Right from the start, I am a huge fan of the philosophy where you reward the behavior you want repeated. Positive recognition is one of the best tools as a parent and as a supervisor. However, we all know that when we are constantly receiving praise for the smallest things, it cheapens the meaning behind it and becomes expected.

Positive recognition helped my daughter sleep through the night, it was pivotal to her getting potty trained, and the tactic we used on our son. However, I still don’t give her an M&M every time she goes on the big girl potty now that she is six.

We need to make sure the praise and recognition match the accomplishment and the child. There comes a point when they are no longer motivated by the reward. Or worse, there comes a point when they can’t do anything without getting something in return.

For my kids, we laid out our expectations and told them what needed to be done. This started with them from the very beginning and we have kept it going.

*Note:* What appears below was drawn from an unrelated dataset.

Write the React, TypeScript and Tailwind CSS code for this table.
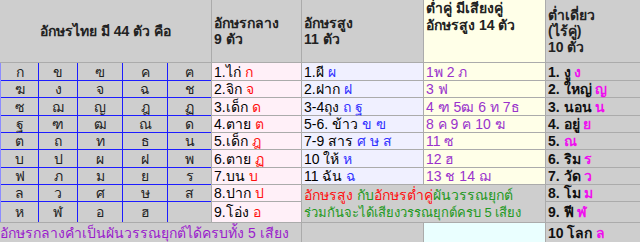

In preschool my daughter was given age appropriate chores and coached through them. She was to make her bed on a daily basis, and it was pretty rough in the beginning. Certainly no Pottery Barn catalogue would have featured her room, but we praised her for the work she did and slowly helped her improve the technique.

This is just a small example of how we can improve as parents. We need to give praise for the good things our children are doing but also coach them to do something more. I have no problem telling my child when her artwork is not as good as it could be. I can tell when she tries to do well and when she just scribbles. She actually appreciates when I tell her my true thoughts. She has been taught to receive criticism and get better from it. We aren’t teaching her to be a punching bag and just take a bunch of negativity, there is a difference between feedback and a beat down.

We need to reward the right behaviors. When they do something they truly struggled to learn or tried something new, that is worthy of praise. When they simply so something they should be doing, that is not a major praise event. Be willing to offer praise and reward those things we value, but also be willing to offer feedback to correct or better their behaviors.